Set task - Pick out each line below containing "styles".

--- BEGIN Material provided ---

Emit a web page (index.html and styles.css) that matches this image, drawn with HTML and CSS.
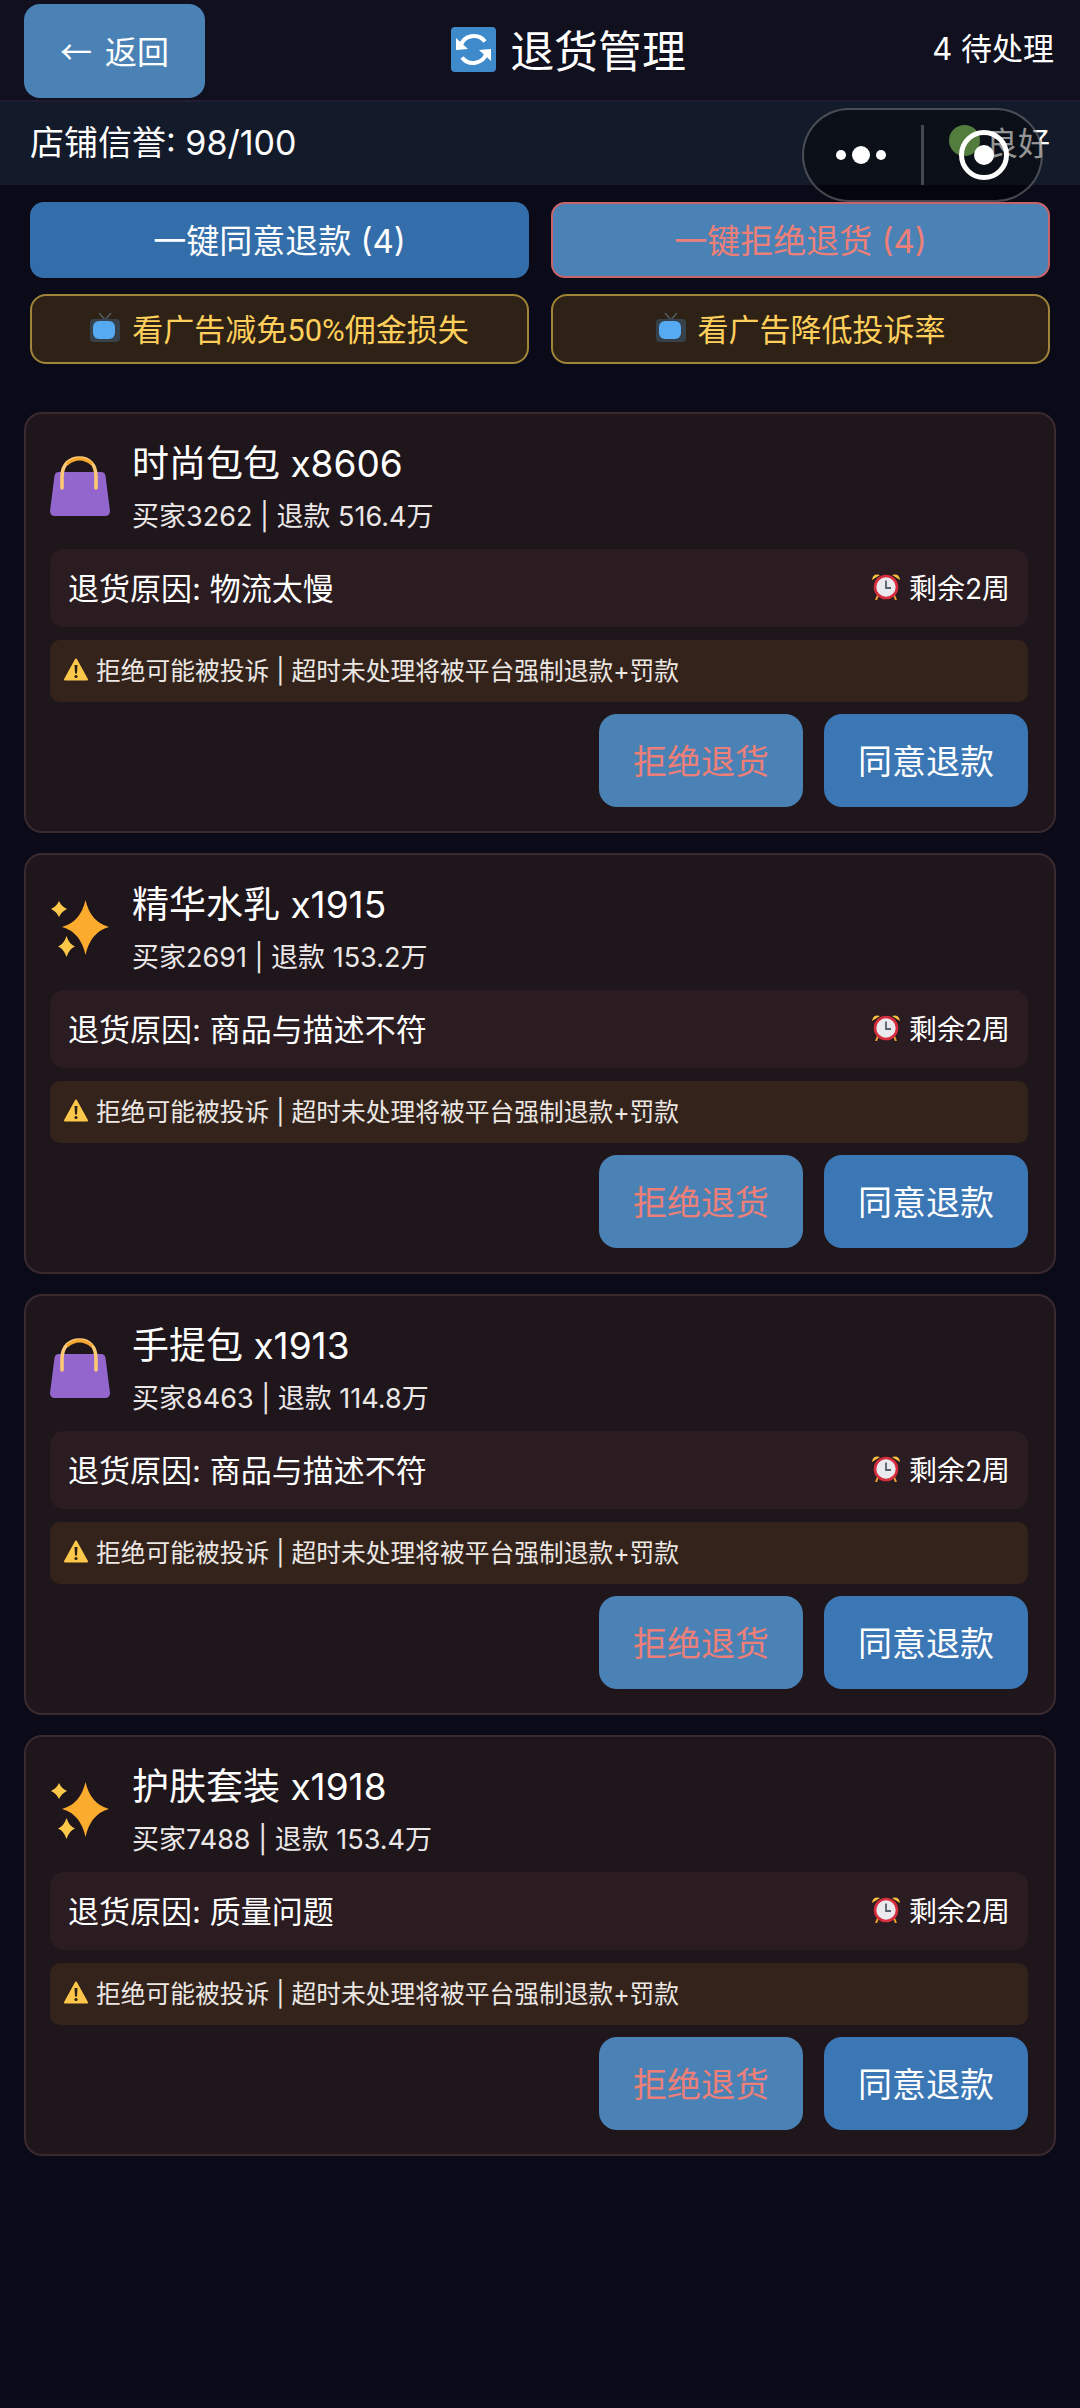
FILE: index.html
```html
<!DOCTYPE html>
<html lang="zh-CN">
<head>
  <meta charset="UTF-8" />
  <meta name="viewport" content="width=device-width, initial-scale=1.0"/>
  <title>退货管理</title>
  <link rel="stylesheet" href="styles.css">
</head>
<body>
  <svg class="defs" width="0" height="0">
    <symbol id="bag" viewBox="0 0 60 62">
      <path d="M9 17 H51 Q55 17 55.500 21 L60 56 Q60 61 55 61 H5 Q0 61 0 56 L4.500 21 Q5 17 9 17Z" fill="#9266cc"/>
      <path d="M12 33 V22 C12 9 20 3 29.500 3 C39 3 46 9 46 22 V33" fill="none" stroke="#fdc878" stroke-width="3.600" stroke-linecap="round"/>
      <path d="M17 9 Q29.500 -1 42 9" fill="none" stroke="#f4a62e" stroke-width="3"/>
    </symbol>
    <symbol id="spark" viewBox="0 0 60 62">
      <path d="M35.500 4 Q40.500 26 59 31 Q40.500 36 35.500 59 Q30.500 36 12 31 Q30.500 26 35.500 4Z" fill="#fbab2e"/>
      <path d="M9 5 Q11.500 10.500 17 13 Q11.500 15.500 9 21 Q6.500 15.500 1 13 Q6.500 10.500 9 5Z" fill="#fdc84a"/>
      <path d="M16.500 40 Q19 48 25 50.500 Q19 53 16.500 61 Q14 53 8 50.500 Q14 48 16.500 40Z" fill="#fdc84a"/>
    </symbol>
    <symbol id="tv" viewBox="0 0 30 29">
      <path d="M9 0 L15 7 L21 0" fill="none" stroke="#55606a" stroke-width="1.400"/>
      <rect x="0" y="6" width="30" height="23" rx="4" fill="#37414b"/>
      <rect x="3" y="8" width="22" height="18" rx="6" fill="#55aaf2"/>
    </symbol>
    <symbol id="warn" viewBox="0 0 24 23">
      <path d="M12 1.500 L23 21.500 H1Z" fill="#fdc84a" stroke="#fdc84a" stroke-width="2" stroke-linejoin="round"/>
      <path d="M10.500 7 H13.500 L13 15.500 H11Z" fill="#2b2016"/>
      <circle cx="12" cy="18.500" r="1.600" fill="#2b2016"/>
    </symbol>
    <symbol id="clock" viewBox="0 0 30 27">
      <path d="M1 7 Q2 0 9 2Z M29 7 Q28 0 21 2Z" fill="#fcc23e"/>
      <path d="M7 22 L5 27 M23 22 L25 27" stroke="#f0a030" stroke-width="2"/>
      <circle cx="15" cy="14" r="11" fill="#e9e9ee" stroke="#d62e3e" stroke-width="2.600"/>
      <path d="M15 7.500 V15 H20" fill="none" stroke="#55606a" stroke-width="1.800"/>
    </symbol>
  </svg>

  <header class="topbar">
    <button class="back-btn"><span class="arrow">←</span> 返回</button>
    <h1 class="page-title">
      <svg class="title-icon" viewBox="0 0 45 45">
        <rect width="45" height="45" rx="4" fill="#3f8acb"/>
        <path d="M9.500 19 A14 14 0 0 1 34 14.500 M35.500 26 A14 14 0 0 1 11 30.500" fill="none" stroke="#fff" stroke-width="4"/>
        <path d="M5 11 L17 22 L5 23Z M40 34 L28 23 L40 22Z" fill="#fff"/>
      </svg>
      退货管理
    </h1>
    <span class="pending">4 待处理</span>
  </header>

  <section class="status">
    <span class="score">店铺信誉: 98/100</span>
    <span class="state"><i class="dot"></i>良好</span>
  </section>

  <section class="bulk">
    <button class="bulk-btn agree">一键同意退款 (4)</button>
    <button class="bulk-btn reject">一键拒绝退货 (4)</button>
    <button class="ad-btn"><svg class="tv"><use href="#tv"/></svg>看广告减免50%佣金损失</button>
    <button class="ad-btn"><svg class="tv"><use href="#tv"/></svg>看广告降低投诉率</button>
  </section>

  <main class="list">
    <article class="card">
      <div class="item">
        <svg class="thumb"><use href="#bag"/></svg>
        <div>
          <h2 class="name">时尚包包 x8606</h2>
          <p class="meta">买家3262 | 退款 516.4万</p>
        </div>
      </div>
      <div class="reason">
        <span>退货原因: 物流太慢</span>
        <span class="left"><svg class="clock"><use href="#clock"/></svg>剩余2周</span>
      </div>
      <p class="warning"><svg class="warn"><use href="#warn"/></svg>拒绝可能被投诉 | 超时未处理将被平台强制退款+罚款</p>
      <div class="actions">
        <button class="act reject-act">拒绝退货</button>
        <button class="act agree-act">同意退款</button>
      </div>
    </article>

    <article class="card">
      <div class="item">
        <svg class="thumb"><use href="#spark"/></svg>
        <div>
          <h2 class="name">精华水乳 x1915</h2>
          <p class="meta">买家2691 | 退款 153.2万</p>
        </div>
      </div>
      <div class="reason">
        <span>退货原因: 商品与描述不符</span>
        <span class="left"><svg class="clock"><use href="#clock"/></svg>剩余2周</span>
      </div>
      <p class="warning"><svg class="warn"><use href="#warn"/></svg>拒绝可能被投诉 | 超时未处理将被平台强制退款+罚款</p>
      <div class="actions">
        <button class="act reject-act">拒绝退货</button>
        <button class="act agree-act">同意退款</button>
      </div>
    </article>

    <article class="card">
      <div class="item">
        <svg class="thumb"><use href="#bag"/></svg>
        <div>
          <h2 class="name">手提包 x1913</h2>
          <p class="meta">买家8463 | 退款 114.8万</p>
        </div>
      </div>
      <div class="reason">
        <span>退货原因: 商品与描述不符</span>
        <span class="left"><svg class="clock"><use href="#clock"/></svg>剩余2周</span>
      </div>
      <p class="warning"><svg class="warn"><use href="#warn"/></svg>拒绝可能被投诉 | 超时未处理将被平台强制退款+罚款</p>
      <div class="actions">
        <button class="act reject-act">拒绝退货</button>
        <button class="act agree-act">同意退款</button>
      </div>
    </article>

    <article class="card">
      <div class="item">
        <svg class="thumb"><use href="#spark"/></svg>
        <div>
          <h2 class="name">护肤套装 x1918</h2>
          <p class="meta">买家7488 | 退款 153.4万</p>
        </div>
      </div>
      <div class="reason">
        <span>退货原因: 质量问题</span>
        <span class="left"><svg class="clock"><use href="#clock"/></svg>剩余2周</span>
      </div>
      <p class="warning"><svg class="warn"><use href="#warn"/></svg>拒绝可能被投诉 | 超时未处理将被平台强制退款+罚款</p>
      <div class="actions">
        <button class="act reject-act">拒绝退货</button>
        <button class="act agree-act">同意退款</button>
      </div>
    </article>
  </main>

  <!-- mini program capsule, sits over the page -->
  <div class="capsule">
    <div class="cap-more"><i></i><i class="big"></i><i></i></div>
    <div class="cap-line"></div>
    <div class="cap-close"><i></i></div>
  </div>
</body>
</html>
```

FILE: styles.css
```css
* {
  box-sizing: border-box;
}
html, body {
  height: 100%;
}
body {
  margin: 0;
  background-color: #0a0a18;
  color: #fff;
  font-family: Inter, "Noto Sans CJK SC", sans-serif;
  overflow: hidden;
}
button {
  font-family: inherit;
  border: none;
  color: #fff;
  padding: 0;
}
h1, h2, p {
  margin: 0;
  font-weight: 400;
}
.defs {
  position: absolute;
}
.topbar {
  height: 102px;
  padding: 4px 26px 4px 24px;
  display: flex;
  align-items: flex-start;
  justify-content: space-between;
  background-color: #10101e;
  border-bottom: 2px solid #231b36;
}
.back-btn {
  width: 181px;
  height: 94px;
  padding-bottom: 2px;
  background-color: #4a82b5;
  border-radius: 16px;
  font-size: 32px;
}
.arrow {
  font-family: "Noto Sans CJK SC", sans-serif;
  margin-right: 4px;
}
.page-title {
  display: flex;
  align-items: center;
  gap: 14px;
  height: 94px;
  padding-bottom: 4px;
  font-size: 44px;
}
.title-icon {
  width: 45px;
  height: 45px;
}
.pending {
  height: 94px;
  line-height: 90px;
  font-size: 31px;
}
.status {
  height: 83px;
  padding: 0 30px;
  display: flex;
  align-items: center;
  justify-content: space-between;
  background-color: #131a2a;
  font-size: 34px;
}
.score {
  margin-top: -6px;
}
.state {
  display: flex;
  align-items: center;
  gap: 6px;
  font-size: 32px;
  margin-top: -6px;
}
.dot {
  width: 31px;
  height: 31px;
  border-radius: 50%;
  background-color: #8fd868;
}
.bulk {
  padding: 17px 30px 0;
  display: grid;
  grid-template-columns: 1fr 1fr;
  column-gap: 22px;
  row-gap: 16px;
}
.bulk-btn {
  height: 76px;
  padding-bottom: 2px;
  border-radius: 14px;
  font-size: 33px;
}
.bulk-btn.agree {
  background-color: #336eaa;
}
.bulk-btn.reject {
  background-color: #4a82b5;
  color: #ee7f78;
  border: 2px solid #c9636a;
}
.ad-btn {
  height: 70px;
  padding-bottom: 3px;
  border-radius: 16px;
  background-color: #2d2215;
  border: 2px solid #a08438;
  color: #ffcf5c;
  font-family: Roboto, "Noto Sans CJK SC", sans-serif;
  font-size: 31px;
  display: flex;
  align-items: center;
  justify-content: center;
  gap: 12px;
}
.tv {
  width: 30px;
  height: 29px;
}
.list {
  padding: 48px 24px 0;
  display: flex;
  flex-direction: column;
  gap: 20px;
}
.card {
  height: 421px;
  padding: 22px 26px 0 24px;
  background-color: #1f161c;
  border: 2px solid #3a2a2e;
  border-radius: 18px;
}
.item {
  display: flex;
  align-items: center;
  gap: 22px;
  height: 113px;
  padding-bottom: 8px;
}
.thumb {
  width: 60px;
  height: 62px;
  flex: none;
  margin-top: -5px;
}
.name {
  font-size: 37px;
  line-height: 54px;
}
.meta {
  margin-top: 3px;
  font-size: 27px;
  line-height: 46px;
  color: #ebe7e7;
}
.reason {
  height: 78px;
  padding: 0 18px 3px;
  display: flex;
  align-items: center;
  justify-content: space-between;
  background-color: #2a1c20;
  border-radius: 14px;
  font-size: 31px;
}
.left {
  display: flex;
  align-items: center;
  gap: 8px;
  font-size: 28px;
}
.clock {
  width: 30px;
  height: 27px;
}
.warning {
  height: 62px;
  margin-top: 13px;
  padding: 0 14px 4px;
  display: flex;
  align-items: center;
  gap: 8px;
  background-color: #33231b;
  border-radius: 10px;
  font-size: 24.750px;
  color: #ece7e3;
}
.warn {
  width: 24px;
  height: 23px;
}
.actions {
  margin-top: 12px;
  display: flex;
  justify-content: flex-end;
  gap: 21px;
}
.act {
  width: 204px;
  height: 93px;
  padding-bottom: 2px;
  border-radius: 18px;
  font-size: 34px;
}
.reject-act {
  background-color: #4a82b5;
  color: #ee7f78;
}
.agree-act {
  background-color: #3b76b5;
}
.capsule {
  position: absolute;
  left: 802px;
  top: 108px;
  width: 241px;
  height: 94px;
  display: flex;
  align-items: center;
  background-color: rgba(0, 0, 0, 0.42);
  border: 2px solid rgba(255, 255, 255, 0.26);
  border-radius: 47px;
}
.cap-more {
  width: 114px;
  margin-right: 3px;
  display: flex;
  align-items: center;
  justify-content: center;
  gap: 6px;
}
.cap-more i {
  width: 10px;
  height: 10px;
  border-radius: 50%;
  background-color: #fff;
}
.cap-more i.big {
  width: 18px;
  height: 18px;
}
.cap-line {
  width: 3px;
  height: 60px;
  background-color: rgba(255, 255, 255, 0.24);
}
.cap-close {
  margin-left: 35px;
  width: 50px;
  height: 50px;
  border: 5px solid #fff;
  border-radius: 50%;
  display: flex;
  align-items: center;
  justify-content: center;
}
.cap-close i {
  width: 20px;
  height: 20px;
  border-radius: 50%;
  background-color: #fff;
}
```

--- END Material provided ---

Exercise output -
Emit a web page (index.html and styles.css) that matches this image, drawn with HTML and CSS.
  <link rel="stylesheet" href="styles.css">
FILE: styles.css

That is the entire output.